= Natural isotopes =

Natural isotopes are either stable isotopes or radioactive isotopes that have a sufficiently long half-life to allow them to exist in substantial concentrations in the Earth (such as bismuth-209, with a half-life of 1.9×10^19 years, potassium-40 with a half-life of 1.251(3)×10^9 years), daughter products of those isotopes (such as ^{234}Th, with a half-life of 24 days) or cosmogenic elements. The heaviest stable isotope is lead-208, but the heaviest 'natural' isotope is U-238.

Many elements have both natural and artificial isotopes. For example, hydrogen has three natural isotopes and another four known artificial isotopes. A further distinction among stable natural isotopes is division into primordial (existed when the Solar System formed) and cosmogenic (created by cosmic ray bombardment or other similar processes).

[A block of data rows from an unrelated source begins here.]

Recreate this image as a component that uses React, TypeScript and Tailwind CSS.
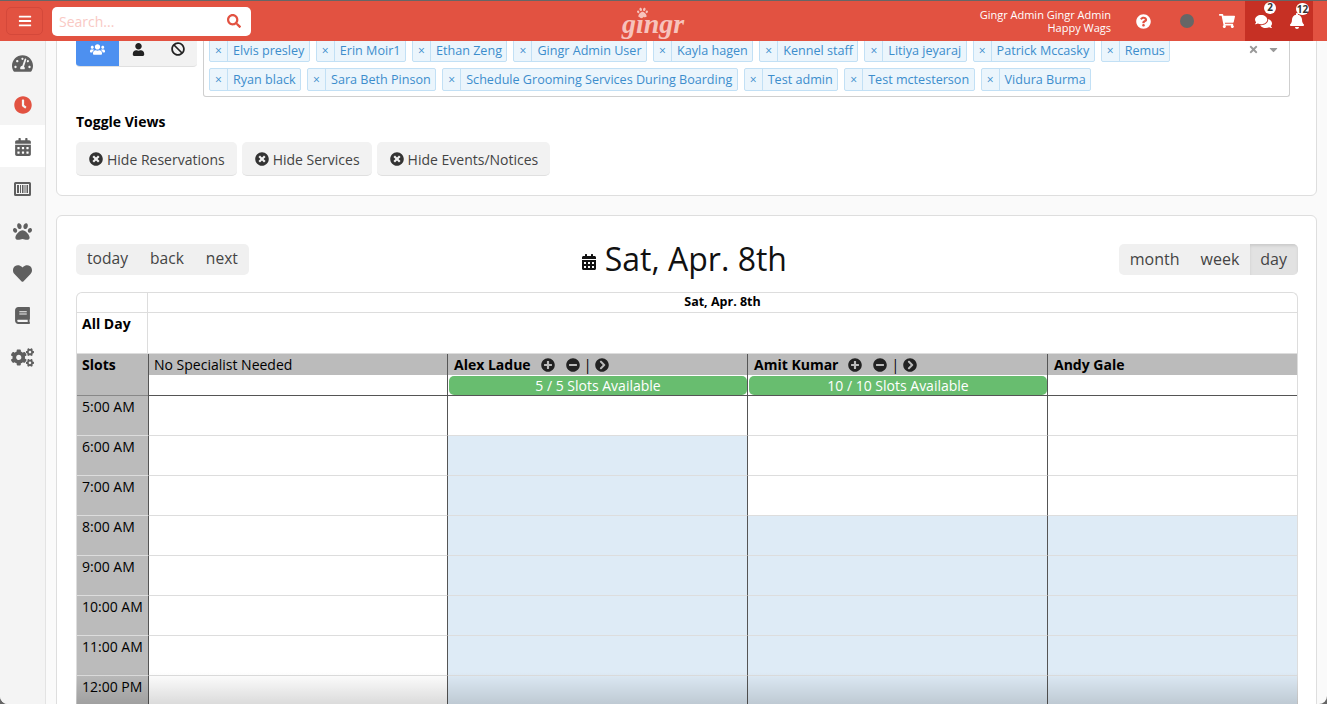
import React from 'react';
import {
  FaBars, FaSearch, FaQuestionCircle, FaShoppingCart, FaComments, FaBell, FaTachometerAlt, FaClock,
  FaCalendarAlt, FaPaw, FaHeart, FaBook, FaCogs, FaUsers, FaUser, FaBan, FaTimesCircle,
  FaPlusCircle, FaMinusCircle, FaChevronCircleRight, FaTimes, FaCaretDown,
} from 'react-icons/fa';

const row1 = ['Elvis presley', 'Erin Moir1', 'Ethan Zeng', 'Gingr Admin User', 'Kayla hagen', 'Kennel staff', 'Litiya jeyaraj', 'Patrick Mccasky', 'Remus'];
const row2 = ['Ryan black', 'Sara Beth Pinson', 'Schedule Grooming Services During Boarding', 'Test admin', 'Test mctesterson', 'Vidura Burma'];
const hours = ['5:00 AM', '6:00 AM', '7:00 AM', '8:00 AM', '9:00 AM', '10:00 AM', '11:00 AM', '12:00 PM'];
// index of the first shaded hour for each specialist column
const shadedFrom = [99, 1, 3, 3];

function Tag({ name }: { name: string }) {
  return (
    <div className="flex h-[23px] items-center rounded-[2px] border border-[#c2e0f5] bg-[#ebf5fc] text-[12.6px] text-[#3c8dcc]">
      <span className="flex h-full w-[18px] items-center justify-center border-r border-[#c2e0f5] text-[12px]">×</span>
      <span className="pl-[5px] pr-[4.4px] pt-[2px]">{name}</span>
    </div>
  );
}

function SideItem({ children, active, color }: { children: React.ReactNode; active?: boolean; color?: string }) {
  return (
    <div className={`flex h-[42px] items-center justify-center pt-[2px] text-[21px] ${active ? 'bg-white' : ''} ${color ?? 'text-[#5f5f5f]'}`}>
      {children}
    </div>
  );
}

function HideButton({ label }: { label: string }) {
  return (
    <div className="flex h-[34px] items-center gap-[4px] rounded-[5px] border-b border-[#e0e0e0] bg-[#f2f2f2] pl-[13px] pr-[12px] pt-[1px] text-[14px] text-[#444]">
      <FaTimesCircle className="text-[14px] text-[#333]" />
      {label}
    </div>
  );
}

function SpecialistHeader({ name }: { name: string }) {
  return (
    <div className="flex h-[21px] items-center border-l border-[#555] bg-[#bbbbbb] pl-[6px] text-[14px] font-bold text-black">
      <span>{name}</span>
      <FaPlusCircle className="ml-[10px] text-[14px] text-[#222]" />
      <FaMinusCircle className="ml-[11px] text-[14px] text-[#222]" />
      <span className="ml-[4px] font-normal">|</span>
      <FaChevronCircleRight className="ml-[4px] text-[14px] text-[#222]" />
    </div>
  );
}

function SlotBadge({ label }: { label: string }) {
  return (
    <div className="h-[21px] border-b border-l border-[#555] bg-white pt-[1px]">
      <div className="ml-[1px] flex h-[19px] items-center justify-center rounded-[5px] bg-[#68bd6f] text-[14px] text-white">{label}</div>
    </div>
  );
}

export default function App() {
  return (
    <div className="h-[704px] w-[1327px] bg-[#666666]">
      <div className="relative flex h-[704px] w-[1327px] flex-col overflow-hidden rounded-b-[8px] bg-[#fafafa] font-['Open_Sans',sans-serif]">
        {/* top bar */}
        <header className="relative z-10 flex h-[41px] shrink-0 items-center border-t border-[#666] bg-[#e25241] pl-[6px] pr-[14px] text-white">
          <div className="flex h-[28px] w-[37px] items-center justify-center rounded-[5px] border border-[#d4483a] text-[14px]">
            <FaBars />
          </div>
          <div className="ml-[9px] flex h-[29px] w-[199px] items-center justify-between rounded-[5px] bg-white pl-[7px] pr-[10px]">
            <span className="text-[14px] text-[#f9c9c4]">Search...</span>
            <FaSearch className="text-[14px] text-[#e25241]" />
          </div>
          <div className="ml-[369px] flex w-[66px] items-center justify-center">
            <span className="relative mt-[5px] font-['Liberation_Serif',serif] text-[28px] font-bold italic leading-none text-[#f7c3bc]">
              gingr
              <FaPaw className="absolute -top-[3px] left-[15px] text-[11px]" />
            </span>
          </div>
          <div className="ml-auto flex h-full items-center">
            <div className="mr-[25px] text-right text-[11px] leading-[13px]">
              <div>Gingr Admin Gingr Admin</div>
              <div>Happy Wags</div>
            </div>
            <FaQuestionCircle className="text-[15px]" />
            <div className="ml-[29px] h-[14px] w-[14px] rounded-full bg-[#666]" />
            <FaShoppingCart className="ml-[25px] text-[16px]" />
            <div className="ml-[10px] flex h-full w-[68px] items-center bg-[#c63024]">
              <div className="relative ml-[10px] text-[17px]">
                <FaComments />
                <span className="absolute -right-[4px] -top-[11px] flex h-[12px] w-[12px] items-center justify-center rounded-full bg-white text-[10px] font-bold text-[#333]">2</span>
              </div>
              <div className="relative ml-[17px] text-[16px]">
                <FaBell />
                <span className="absolute -right-[4px] -top-[10px] flex h-[12px] w-[13px] items-center justify-center rounded-full bg-white text-[10px] font-bold text-[#333]">12</span>
              </div>
            </div>
          </div>
        </header>

        <div className="flex min-h-0 flex-1">
          <aside className="w-[46px] shrink-0 border-r border-[#e3e3e3] bg-[#f4f4f4]">
            <SideItem><FaTachometerAlt /></SideItem>
            <SideItem color="text-[#e25241]"><FaClock className="text-[18px]" /></SideItem>
            <SideItem active><FaCalendarAlt className="text-[18px]" /></SideItem>
            <SideItem>
              <svg width="17" height="14" viewBox="0 0 17 14" fill="#5f5f5f">
                <path fillRule="evenodd" d="M1.5 0h14A1.5 1.5 0 0 1 17 1.5v11a1.5 1.5 0 0 1-1.5 1.5h-14A1.5 1.5 0 0 1 0 12.5v-11A1.5 1.5 0 0 1 1.5 0ZM2 2v10h13V2H2Z" />
                <path d="M3 3h2v8H3zM6 3h1v8H6zM8 3h1.5v8H8zM10.5 3h1v8h-1zM12.5 3H14v8h-1.5z" />
              </svg>
            </SideItem>
            <SideItem><FaPaw className="text-[19px]" /></SideItem>
            <SideItem><FaHeart className="text-[19px]" /></SideItem>
            <SideItem><FaBook className="text-[17px]" /></SideItem>
            <SideItem><FaCogs className="text-[23px]" /></SideItem>
          </aside>

          <main className="flex min-w-0 flex-1 flex-col gap-[19px] pl-[10px] pr-[10px]">
            {/* filters card, scrolled partly under the top bar */}
            <section className="-mt-[20px] h-[175px] shrink-0 rounded-[6px] border border-[#dedede] bg-white pl-[19px] pr-[26px] pt-[17px]">
              <div className="flex gap-[6px]">
                <div className="-mt-[7px] flex h-[35px] w-[121px] shrink-0 self-start overflow-hidden rounded-[4px] border-b border-[#e0e0e0] bg-[#f2f2f2] text-[14px] text-[#222]">
                  <div className="flex w-[43px] items-center justify-center bg-[#4d90f0] text-[15px] text-white"><FaUsers /></div>
                  <div className="flex w-[39px] items-center justify-center"><FaUser className="text-[13px]" /></div>
                  <div className="flex w-[39px] items-center justify-center"><FaBan /></div>
                </div>
                <div className="relative -mt-[10px] h-[68px] flex-1 rounded-b-[3px] border border-t-0 border-[#cfcfcf] px-[5px] pt-[10px]">
                  <div className="flex gap-[6px]">{row1.map(n => <Tag key={n} name={n} />)}</div>
                  <div className="mt-[6px] flex gap-[6px]">{row2.map(n => <Tag key={n} name={n} />)}</div>
                  <div className="absolute right-[9px] top-[14px] flex items-center gap-[8px] text-[#999]">
                    <FaTimes className="text-[11px]" />
                    <FaCaretDown className="text-[13px]" />
                  </div>
                </div>
              </div>
              <div className="mt-[14px] text-[14px] font-bold text-black">Toggle Views</div>
              <div className="mt-[10px] flex gap-[5px]">
                <HideButton label="Hide Reservations" />
                <HideButton label="Hide Services" />
                <HideButton label="Hide Events/Notices" />
              </div>
            </section>

            {/* calendar card */}
            <section className="flex-1 rounded-[6px] border border-[#dedede] bg-white pl-[19px] pr-[18px] pt-[27px]">
              <div className="flex h-[32px] items-center justify-between">
                <div className="flex h-[31px] items-center gap-[22px] rounded-[5px] bg-[#f0f0f0] px-[11px] text-[15.6px] text-[#444]">
                  <span>today</span><span>back</span><span>next</span>
                </div>
                <div className="flex items-center gap-[8px] text-[32px] leading-none text-[#111]">
                  <FaCalendarAlt className="mt-[6px] text-[16px]" />
                  <span>Sat, Apr. 8th</span>
                </div>
                <div className="flex h-[31px] overflow-hidden rounded-[5px] bg-[#f0f0f0] text-[16px] text-[#444]">
                  <span className="flex items-center pl-[11px]">month</span>
                  <span className="flex items-center pl-[21px] pr-[11px]">week</span>
                  <span className="flex items-center bg-[#e2e2e2] pl-[10px] pr-[11px] shadow-[inset_0_2px_3px_rgba(0,0,0,0.1)]">day</span>
                </div>
              </div>

              <div className="mt-[17px] overflow-hidden rounded-t-[6px] border-x border-t border-[#dddddd]">
                <div className="grid grid-cols-[71px_1fr] border-b border-[#dddddd]">
                  <div className="h-[19px] border-r border-[#dddddd]" />
                  <div className="flex h-[19px] items-center justify-center text-[12.5px] font-bold text-black">Sat, Apr. 8th</div>
                  <div className="h-[41px] border-r border-t border-[#dddddd] pl-[5px] text-[14px] font-bold text-black">All Day</div>
                  <div className="h-[41px] border-t border-[#dddddd]" />
                </div>

                <div className="grid grid-cols-[71px_299px_300px_300px_1fr] text-[14px] text-black">
                  <div className="flex h-[21px] items-center bg-[#bbbbbb] pl-[5px] font-bold">Slots</div>
                  <div className="flex h-[21px] items-center border-l border-[#555] bg-[#bbbbbb] pl-[5px]">No Specialist Needed</div>
                  <SpecialistHeader name="Alex Ladue" />
                  <SpecialistHeader name="Amit Kumar" />
                  <div className="flex h-[21px] items-center border-l border-[#555] bg-[#bbbbbb] pl-[6px] font-bold">Andy Gale</div>

                  <div className="h-[21px] border-b border-[#888] bg-[#bbbbbb]" />
                  <div className="h-[21px] border-b border-l border-[#555] bg-white" />
                  <SlotBadge label="5 / 5 Slots Available" />
                  <SlotBadge label="10 / 10 Slots Available" />
                  <div className="h-[21px] border-b border-l border-[#555] bg-white" />

                  {hours.map((h, i) => (
                    <React.Fragment key={h}>
                      <div className="h-[40px] border-b border-[#dddddd] bg-[#bbbbbb] pl-[5px]">{h}</div>
                      {shadedFrom.map((from, c) => (
                        <div key={c} className={`h-[40px] border-b border-l border-b-[#dddddd] border-l-[#555] ${i >= from ? 'bg-[#deebf6]' : 'bg-white'}`} />
                      ))}
                    </React.Fragment>
                  ))}
                </div>
              </div>
            </section>
          </main>
        </div>

        {/* fade over the bottom of the calendar */}
        <div className="pointer-events-none absolute bottom-0 left-[76px] right-[29px] z-20 h-[32px] bg-gradient-to-b from-transparent to-[#00000024]" />
      </div>
    </div>
  );
}
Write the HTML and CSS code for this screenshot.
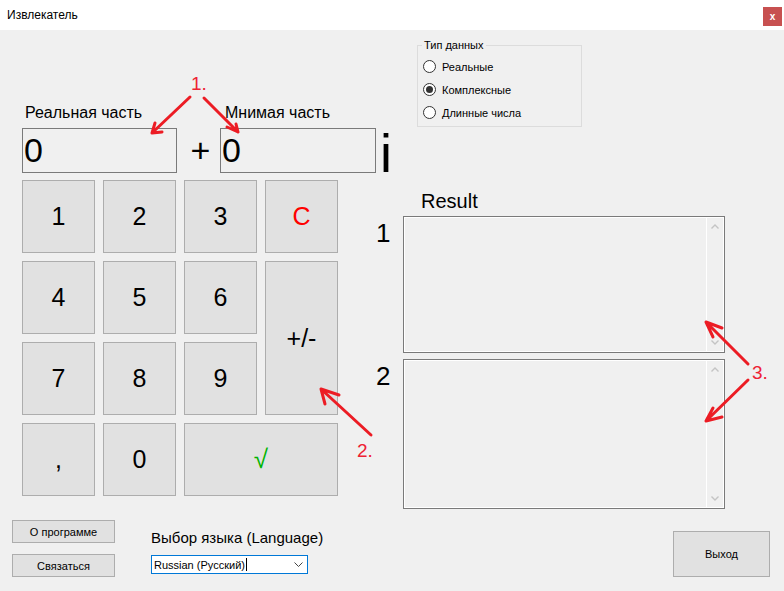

== What defines a natural isotope ==
Natural isotopes must be either stable, have a half-life exceeding about 7×10^7 years (there are 35 isotopes in this category, see stable isotope for more details) or are generated in large amounts cosmogenically (such as ^{14}C, which has a half-life of only 6000 years but is made by cosmic rays colliding with ^{14}N).

== Naturally occurring radioisotopes ==
Some radioisotopes occur in nature with a half-life of less than 7×10^7 years (carbon-14: 5,730 ± 40 years, tritium: 12.32 years etc.). They are synthesised all the time by cosmic radiation. A practical use is radiocarbon dating with carbon-14.